The temptations on the side of religion include taking an exclusively judgmental and negative view of media; failing to understand that reasonable standards of good media practice like objectivity and even-handedness may preclude special treatment for religion's institutional interests; presenting religious messages in an emotional, manipulative style, as if they were products competing in a glutted marketplace; using media as instruments for control and domination; practicing unnecessary secrecy and otherwise offending against truth; downplaying the Gospel's demand for conversion, repentance, and amendment of life, while substituting a bland religiosity that asks little of people; encouraging fundamentalism, fanaticism, and religious exclusivism that foment disdain and hostility toward others.
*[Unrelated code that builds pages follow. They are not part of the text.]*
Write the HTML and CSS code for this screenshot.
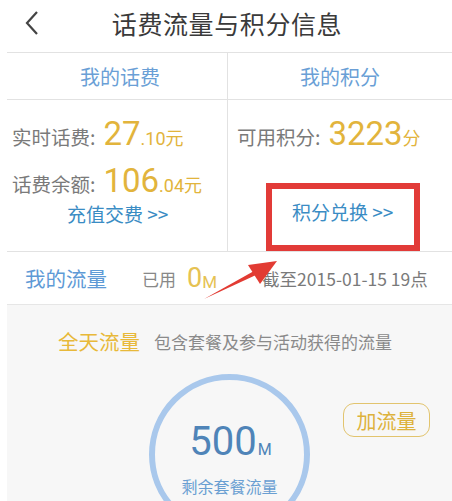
FILE: index.html
```html
<!DOCTYPE html>
<html lang="zh">
<head>
<meta charset="utf-8">
<link rel="stylesheet" href="styles.css">
</head>
<body>
<div class="page">
  <header class="topbar">
    <svg class="back" width="16" height="26" viewBox="0 0 16 26"><path d="M13 2 L3 13 L13 24" fill="none" stroke="#444" stroke-width="2.2"/></svg>
    <h1 class="title">话费流量与积分信息</h1>
  </header>

  <section class="cards">
    <div class="card card-left">
      <div class="card-head">我的话费</div>
      <div class="card-body">
        <div class="line"><span class="label">实时话费:</span><span class="big">27</span><span class="small">.10元</span></div>
        <div class="line"><span class="label">话费余额:</span><span class="big">106</span><span class="small">.04元</span></div>
        <div class="link">充值交费 &gt;&gt;</div>
      </div>
    </div>
    <div class="card card-right">
      <div class="card-head">我的积分</div>
      <div class="card-body">
        <div class="line"><span class="label">可用积分:</span><span class="big">3223</span><span class="small">分</span></div>
        <div class="link link-r">积分兑换 &gt;&gt;</div>
      </div>
    </div>
  </section>

  <section class="flow-row">
    <span class="flow-title">我的流量</span>
    <span class="used">已用</span>
    <span class="zero">0</span><span class="unit">M</span>
    <span class="date">截至2015-01-15 19点</span>
  </section>

  <section class="panel">
    <div class="panel-head"><span class="allday">全天流量</span><span class="desc">包含套餐及参与活动获得的流量</span></div>
    <div class="gauge-row">
      <div class="spacer"></div>
      <div class="ring">
        <div class="amount"><span class="num">500</span><span class="m">M</span></div>
        <div class="remain">剩余套餐流量</div>
      </div>
      <div class="side"><span class="addbtn">加流量</span></div>
    </div>
  </section>

  <div class="redbox"></div>
  <svg class="arrow" width="452" height="501" viewBox="0 0 452 501">
    <polygon points="204,299 254,271 256,275" fill="#e23b33"/>
    <polygon points="277,261 248,265 260,284" fill="#e23b33"/>
  </svg>
</div>
</body>
</html>
```
FILE: styles.css
```css
html, body {
  margin: 0;
  padding: 0;
  background: #ffffff;
}
.page {
  position: relative;
  width: 452px;
  height: 501px;
  overflow: hidden;
  font-family: "Noto Sans CJK SC", "Noto Sans", sans-serif;
  color: #777;
}
.topbar {
  height: 52px;
  display: flex;
  align-items: center;
  position: relative;
}
.back {
  position: absolute;
  left: 24px;
  top: 10px;
}
.title {
  margin: 0 auto;
  font-size: 25px;
  font-weight: 400;
  color: #3a3a3a;
  letter-spacing: 0.6px;
  padding-left: 2px;
  line-height: 30px;
  margin-top: -6px;
}
.cards {
  margin-left: 7px;
  border-top: 1px solid #e2e2e2;
  border-bottom: 1px solid #e2e2e2;
  display: grid;
  grid-template-columns: 221px 1fr;
  height: 198px;
}
.card-left {
  border-right: 1px solid #e2e2e2;
}
.card-head {
  height: 46px;
  border-bottom: 1px solid #e2e2e2;
  display: flex;
  align-items: center;
  justify-content: center;
  font-size: 20px;
  color: #6a9fd6;
}
.card-left .card-head { padding-left: 6px; }
.card-body {
  display: flex;
  flex-direction: column;
}
.card-left .card-body { padding: 16px 0 0 5px; }
.card-right .card-body { padding: 16px 0 0 9px; }
.line {
  display: flex;
  align-items: baseline;
  height: 36px;
  margin-bottom: 11px;
}
.label {
  font-size: 19.5px;
  color: #7a7a7a;
  margin-right: 8px;
}
.big {
  font-family: Roboto, "Noto Sans", sans-serif;
  font-size: 33px;
  color: #e2b43c;
  line-height: 36px;
}
.small {
  font-size: 18px;
  color: #e2b43c;
  font-family: Roboto, "Noto Sans CJK SC", sans-serif;
}
.link {
  font-size: 19px;
  color: #3a8cc4;
  margin-top: -10px;
  padding-left: 55px;
}
.link-r {
  margin-top: 35px;
  padding-left: 55px;
}
.flow-row {
  height: 52px;
  border-bottom: 1px solid #e6e6e6;
  margin-left: 7px;
  display: flex;
  align-items: center;
  padding-left: 18px;
}
.flow-title {
  font-size: 20.5px;
  color: #5e9ad6;
  margin-right: 35px;
}
.used {
  font-size: 17px;
  color: #888;
  margin-right: 11px;
}
.zero {
  font-family: Roboto, sans-serif;
  font-size: 27px;
  color: #e6c252;
}
.unit {
  font-family: Roboto, sans-serif;
  font-size: 17px;
  color: #e6c252;
  margin-top: 8px;
  margin-right: 45px;
}
.date {
  font-size: 17.5px;
  color: #7a7a7a;
  font-family: "Noto Sans CJK SC", sans-serif;
}
.panel {
  margin-left: 7px;
  background: #f7f7f7;
  height: 200px;
  padding-top: 22px;
  box-sizing: border-box;
}
.panel-head {
  display: flex;
  align-items: center;
  padding-left: 51px;
  height: 28px;
}
.allday {
  font-size: 20.5px;
  color: #e8b93a;
  margin-right: 14px;
}
.desc {
  font-size: 17px;
  color: #8a8a8a;
}
.gauge-row {
  display: grid;
  grid-template-columns: 1fr 161px 1fr;
  margin-top: 19px;
}
.ring {
  width: 161px;
  height: 161px;
  box-sizing: border-box;
  border: 6px solid #a9c8ec;
  border-radius: 50%;
  display: flex;
  flex-direction: column;
  align-items: center;
  padding-top: 38px;
}
.amount {
  display: flex;
  align-items: baseline;
  color: #4f84b8;
  font-family: Roboto, sans-serif;
  padding-left: 2px;
}
.num { font-size: 40px; line-height: 48px; }
.m { font-size: 16px; margin-left: 1px; }
.remain {
  margin-top: 8px;
  font-size: 16px;
  color: #6a9fd2;
}
.side {
  display: flex;
  justify-content: flex-end;
  padding-right: 22px;
  padding-top: 29px;
  align-items: flex-start;
}
.addbtn {
  display: inline-flex;
  align-items: center;
  justify-content: center;
  width: 87px;
  height: 34px;
  box-sizing: border-box;
  border: 1.5px solid #e2c46e;
  border-radius: 11px;
  font-size: 20px;
  color: #ddb23c;
}
.redbox {
  position: absolute;
  left: 266px;
  top: 183px;
  width: 154px;
  height: 68px;
  box-sizing: border-box;
  border: 6px solid #e23b38;
}
.arrow {
  position: absolute;
  left: 0;
  top: 0;
  pointer-events: none;
}
```
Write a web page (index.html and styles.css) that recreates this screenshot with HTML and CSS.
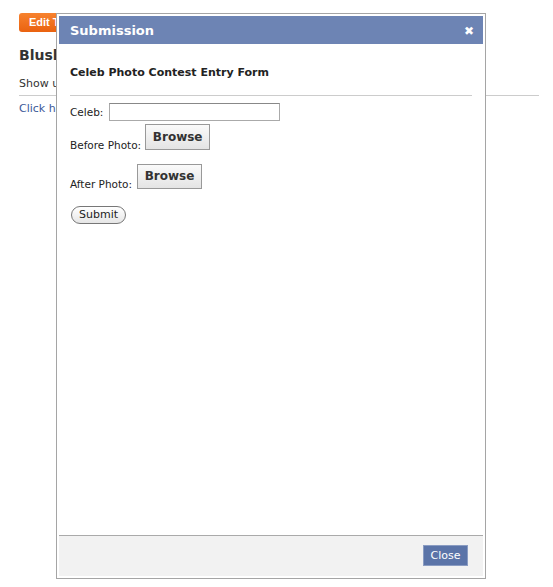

19. In short, the media can be used for good or for evil - it is a matter of choice. "It can never be forgotten that communication through the media is not a utilitarian exercise intended simply to motivate, persuade or sell. Still less is it a vehicle for ideology. The media can at times reduce human beings to units of consumption or competing interest groups, or manipulate viewers and readers and listeners as mere ciphers from whom some advantage is sought, whether product sales or political support; and these things destroy community. It is the task of communication to bring people together and enrich their lives, not isolate and exploit them. The means of social communication, properly used, can help to create and sustain a human community based on justice and charity; and, in so far as they do that, they will be signs of hope" (Pope John Paul II, Message for the 32nd World Communications Day, 1998).